» **Job**
Can you transcribe every line exactly and leave the pictures behind?

» **Source data**
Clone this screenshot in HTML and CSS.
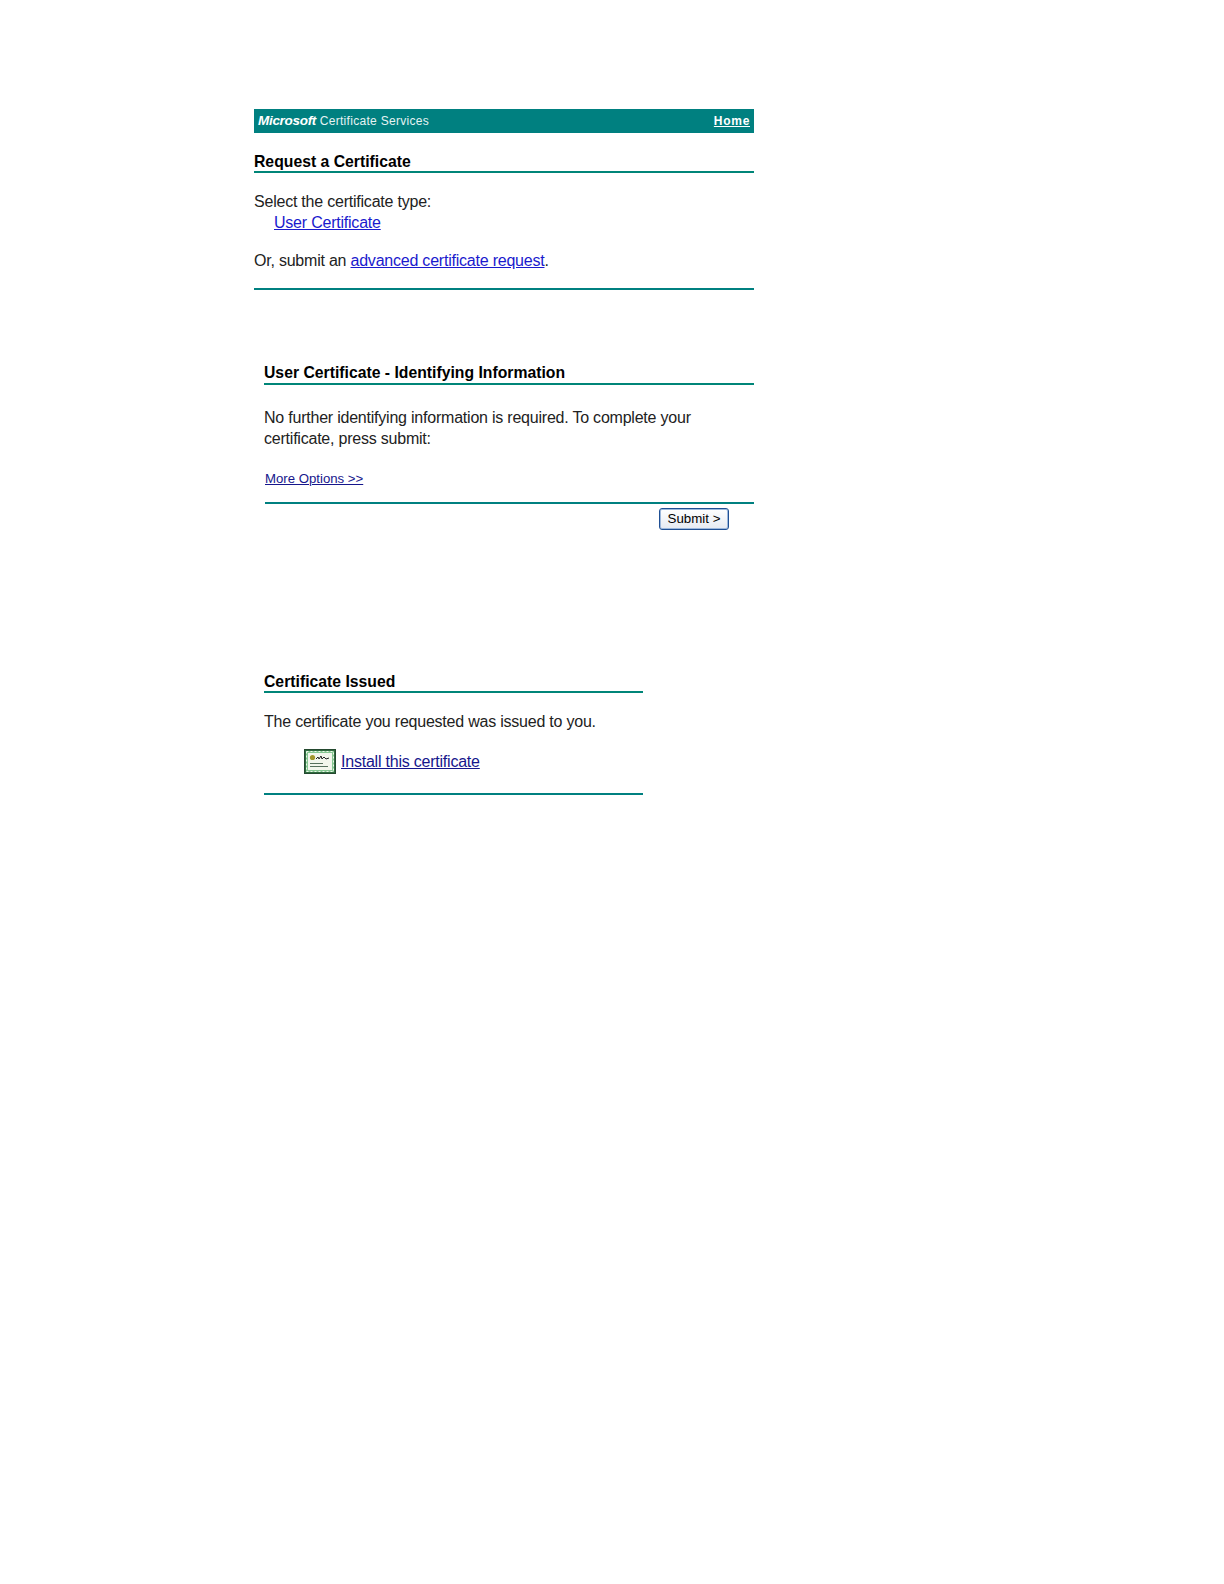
FILE: index.html
```html
<!DOCTYPE html>
<html lang="en">
<head>
    <meta charset="UTF-8">
    <title>Microsoft Certificate Services</title>
    <link rel="stylesheet" href="styles.css">
</head>
<body>
    <div class="page">
        <!-- request page -->
        <div class="top-bar">
            <span class="brand"><b class="brand-ms">Microsoft</b> Certificate Services</span>
            <a href="#" class="home-link">Home</a>
        </div>

        <div class="request">
            <h2 class="title">Request a Certificate</h2>
            <p class="select-text">Select the certificate type:</p>
            <a href="#" class="link user-link">User Certificate</a>
            <p class="or-text">Or, submit an <a href="#" class="link">advanced certificate request</a>.</p>
            <div class="rule request-end"></div>
        </div>

        <!-- identifying info -->
        <div class="identify">
            <h2 class="title">User Certificate - Identifying Information</h2>
            <p class="no-info">No further identifying information is required. To complete your certificate, press submit:</p>
            <a href="#" class="link-dark more-link">More Options &gt;&gt;</a>
            <div class="rule submit-rule"></div>
            <div class="submit-row">
                <button type="button" class="submit-btn">Submit &gt;</button>
            </div>
        </div>

        <!-- issued -->
        <div class="issued">
            <h2 class="title">Certificate Issued</h2>
            <p class="issued-text">The certificate you requested was issued to you.</p>
            <div class="install-row">
                <svg class="cert-icon" width="32" height="25" viewBox="0 0 32 25">
                    <rect x="0.5" y="0.5" width="31" height="24" fill="#2f6b3f" stroke="#24492f"/>
                    <rect x="2" y="2" width="28" height="21" fill="#86c792"/>
                    <path d="M2.5 2.5h27v20h-27z" fill="none" stroke="#eef7ea" stroke-width="1" stroke-dasharray="2 2"/>
                    <rect x="4" y="4" width="24" height="17" fill="#f2f6ec"/>
                    <circle cx="8.5" cy="8.5" r="2.6" fill="#a0962c"/>
                    <path d="M12 10l2-2 1 2 2-3 1 3 2-2 2 2 3-1" fill="none" stroke="#222" stroke-width="1"/>
                    <path d="M6 14.5h13M6 17.5h18" stroke="#56705c" stroke-width="1.2"/>
                </svg>
                <a href="#" class="link-dark install-link">Install this certificate</a>
            </div>
            <div class="rule issued-end"></div>
        </div>
    </div>
</body>
</html>
```

FILE: styles.css
```css
*{
    padding: 0;
    margin: 0;
    box-sizing: border-box;
}
body{
    background-color: #ffffff;
    color: #222222;
    font-family: "Liberation Sans", Arial, sans-serif;
    font-size: 16px;
    letter-spacing: -0.22px;
    line-height: 21px;
}

.page{
    width: 500px;
    margin-left: 254px;
    padding-top: 109px;
}

.top-bar{
    height: 24px;
    background-color: #008080;
    color: #e6f3f3;
    display: flex;
    justify-content: space-between;
    align-items: center;
    padding: 0 4px;
    font-size: 12px;
    letter-spacing: 0.3px;
}

.brand-ms{
    font-style: italic;
    color: white;
    font-size: 13.5px;
    letter-spacing: -0.3px;
}

.home-link{
    color: white;
    font-weight: bold;
    letter-spacing: 0.7px;
}

.title{
    font-size: 15.75px;
    letter-spacing: 0;
    line-height: 18px;
    font-weight: bold;
    color: #000000;
    border-bottom: 2px solid #008578;
    box-sizing: content-box;
}

.rule{
    height: 2px;
    background-color: #008080;
}

.link{
    color: #1a1acd;
}

.link-dark{
    color: #16168c;
}

.request .title{
    margin-top: 20px;
}

.select-text{
    margin-top: 18px;
}

.user-link{
    display: block;
    margin-left: 20px;
}

.or-text{
    margin-top: 17px;
}

.request-end{
    margin-top: 17px;
}

.identify{
    margin-left: 10px;
    margin-top: 72px;
}

.identify .title{
    line-height: 21px;
}

.no-info{
    margin-top: 22px;
}

.more-link{
    display: block;
    margin: 21px 0 0 1px;
    font-size: 13.2px;
    letter-spacing: 0;
    line-height: 17px;
}

.submit-rule{
    margin: 15px 0 0 1px;
}

.submit-row{
    display: flex;
    justify-content: flex-end;
    padding: 4px 25px 0 0;
}

.submit-btn{
    width: 70px;
    height: 22px;
    padding-bottom: 2px;
    font-family: "Liberation Sans", Arial, sans-serif;
    font-size: 13.3px;
    color: #000000;
    background: linear-gradient(#ffffff, #e6eaf2);
    border: 1px solid #1f4f94;
    box-shadow: inset 0 0 0 1px #9db8dc;
    border-radius: 3px;
}

.issued{
    width: 379px;
    margin-left: 10px;
    margin-top: 143px;
}

.issued-text{
    margin-top: 18px;
}

.install-row{
    display: flex;
    align-items: center;
    gap: 5px;
    margin: 17px 0 0 40px;
}

.issued-end{
    margin-top: 19px;
}
```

» **Written solution**
Clone this screenshot in HTML and CSS.
FILE: index.html
```html
<!DOCTYPE html>
<html lang="en">
<head>
    <meta charset="UTF-8">
    <title>Microsoft Certificate Services</title>
    <link rel="stylesheet" href="styles.css">
</head>
<body>
    <div class="page">
        <!-- request page -->
        <div class="top-bar">
            <span class="brand"><b class="brand-ms">Microsoft</b> Certificate Services</span>
            <a href="#" class="home-link">Home</a>
        </div>

        <div class="request">
            <h2 class="title">Request a Certificate</h2>
            <p class="select-text">Select the certificate type:</p>
            <a href="#" class="link user-link">User Certificate</a>
            <p class="or-text">Or, submit an <a href="#" class="link">advanced certificate request</a>.</p>
            <div class="rule request-end"></div>
        </div>

        <!-- identifying info -->
        <div class="identify">
            <h2 class="title">User Certificate - Identifying Information</h2>
            <p class="no-info">No further identifying information is required. To complete your certificate, press submit:</p>
            <a href="#" class="link-dark more-link">More Options &gt;&gt;</a>
            <div class="rule submit-rule"></div>
            <div class="submit-row">
                <button type="button" class="submit-btn">Submit &gt;</button>
            </div>
        </div>

        <!-- issued -->
        <div class="issued">
            <h2 class="title">Certificate Issued</h2>
            <p class="issued-text">The certificate you requested was issued to you.</p>
            <div class="install-row">
                <svg class="cert-icon" width="32" height="25" viewBox="0 0 32 25">
                    <rect x="0.5" y="0.5" width="31" height="24" fill="#2f6b3f" stroke="#24492f"/>
                    <rect x="2" y="2" width="28" height="21" fill="#86c792"/>
                    <path d="M2.5 2.5h27v20h-27z" fill="none" stroke="#eef7ea" stroke-width="1" stroke-dasharray="2 2"/>
                    <rect x="4" y="4" width="24" height="17" fill="#f2f6ec"/>
                    <circle cx="8.5" cy="8.5" r="2.6" fill="#a0962c"/>
                    <path d="M12 10l2-2 1 2 2-3 1 3 2-2 2 2 3-1" fill="none" stroke="#222" stroke-width="1"/>
                    <path d="M6 14.5h13M6 17.5h18" stroke="#56705c" stroke-width="1.2"/>
                </svg>
                <a href="#" class="link-dark install-link">Install this certificate</a>
            </div>
            <div class="rule issued-end"></div>
        </div>
    </div>
</body>
</html>
```

FILE: styles.css
```css
*{
    padding: 0;
    margin: 0;
    box-sizing: border-box;
}
body{
    background-color: #ffffff;
    color: #222222;
    font-family: "Liberation Sans", Arial, sans-serif;
    font-size: 16px;
    letter-spacing: -0.22px;
    line-height: 21px;
}

.page{
    width: 500px;
    margin-left: 254px;
    padding-top: 109px;
}

.top-bar{
    height: 24px;
    background-color: #008080;
    color: #e6f3f3;
    display: flex;
    justify-content: space-between;
    align-items: center;
    padding: 0 4px;
    font-size: 12px;
    letter-spacing: 0.3px;
}

.brand-ms{
    font-style: italic;
    color: white;
    font-size: 13.5px;
    letter-spacing: -0.3px;
}

.home-link{
    color: white;
    font-weight: bold;
    letter-spacing: 0.7px;
}

.title{
    font-size: 15.75px;
    letter-spacing: 0;
    line-height: 18px;
    font-weight: bold;
    color: #000000;
    border-bottom: 2px solid #008578;
    box-sizing: content-box;
}

.rule{
    height: 2px;
    background-color: #008080;
}

.link{
    color: #1a1acd;
}

.link-dark{
    color: #16168c;
}

.request .title{
    margin-top: 20px;
}

.select-text{
    margin-top: 18px;
}

.user-link{
    display: block;
    margin-left: 20px;
}

.or-text{
    margin-top: 17px;
}

.request-end{
    margin-top: 17px;
}

.identify{
    margin-left: 10px;
    margin-top: 72px;
}

.identify .title{
    line-height: 21px;
}

.no-info{
    margin-top: 22px;
}

.more-link{
    display: block;
    margin: 21px 0 0 1px;
    font-size: 13.2px;
    letter-spacing: 0;
    line-height: 17px;
}

.submit-rule{
    margin: 15px 0 0 1px;
}

.submit-row{
    display: flex;
    justify-content: flex-end;
    padding: 4px 25px 0 0;
}

.submit-btn{
    width: 70px;
    height: 22px;
    padding-bottom: 2px;
    font-family: "Liberation Sans", Arial, sans-serif;
    font-size: 13.3px;
    color: #000000;
    background: linear-gradient(#ffffff, #e6eaf2);
    border: 1px solid #1f4f94;
    box-shadow: inset 0 0 0 1px #9db8dc;
    border-radius: 3px;
}

.issued{
    width: 379px;
    margin-left: 10px;
    margin-top: 143px;
}

.issued-text{
    margin-top: 18px;
}

.install-row{
    display: flex;
    align-items: center;
    gap: 5px;
    margin: 17px 0 0 40px;
}

.issued-end{
    margin-top: 19px;
}
```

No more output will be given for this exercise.